Abercrombie and Fitch, 2000s
No one captures Americana quite like Bruce Weber, whose ads for preppy mall brand Abercrombie & Fitch were incredibly popular in the late '90s and early '00s. Featuring shirtless hunks, beautiful, sun-kissed blonde models and the occasional celebrity-to-be — including Jennifer Lawrence, Taylor Swift and Olivia Wilde — Weber's images really set the standard for a classic, all-American aesthetic. Unfortunately, their lack of diversity and sexual undertones ended up getting the brand into some trouble down the road.
Sofia Coppola for Marc Jacobs, 2002
The Juergen Teller-lensed campaigns that Marc Jacobs has released over the years are instantly identifiable, have been frequently copied and have helped to define the brand's aesthetic — especially in the 2000s. Jacobs featured the likes of Dakota Fanning, Winona Ryder and Victoria Beckham in his ads during the decade, but the fragrance campaign featuring his friend and longtime muse Sofia Coppola is arguably the most iconic, at least within fashion circles. How fitting, then, that Jacobs brought both Ryder and Coppola back for his fall 2015 campaign.
Tommy Hilfiger, 2010
One of the country's most quintessentially preppy companies — the American flag is basically part of its branding — has made some highly memorable ads: There was the one modeling a game of Hangman that directly names its competitors and another starring celebrities like Aaliyah and Kate Hudson. However, the designer's "Meet the Hilfigers" ads, which debuted in 2010, perfectly encapsulates the label's lifestyle brand approach. That "family" aspect is now a Hilfiger campaign signature.
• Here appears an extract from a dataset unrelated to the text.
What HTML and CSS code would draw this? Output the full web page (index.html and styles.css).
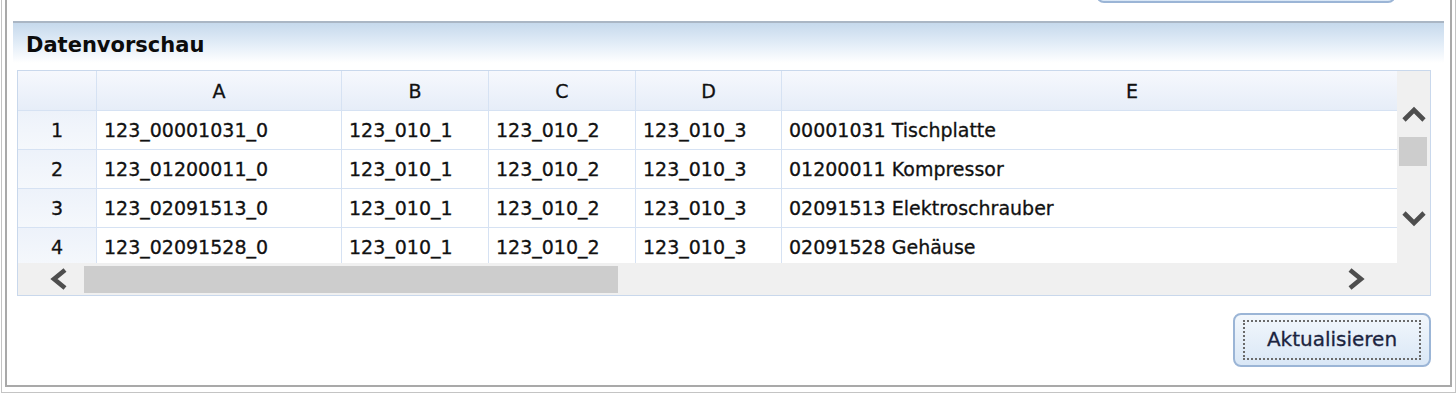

American Apparel, mid-2000s/early 2010s
American Apparel is going through some tough times at the moment, but in its heyday, the hipster, "porn chic" advertisements from the brand were the talk of the industry and beyond. The oft-controversial images never failed to make a very loud statement, but their blatant sexuality not only offended many potential customers, but it also helped to unravel the story behind American Apparel's unsavory corporate culture, headed up by founder Dov Charney.
Kate Moss for Supreme, 2012
Long before Joan Didion for Céline went viral, this Supreme ad featuring Kate Moss became inescapable on the Internet and IRL (it was plastered all over downtown New York), making it instantly iconic. The New York-based skate brand is one of the most frequently copied and lusted-after labels among young men and women in the know, and we have a feeling that this image will be referenced and remembered for years to come.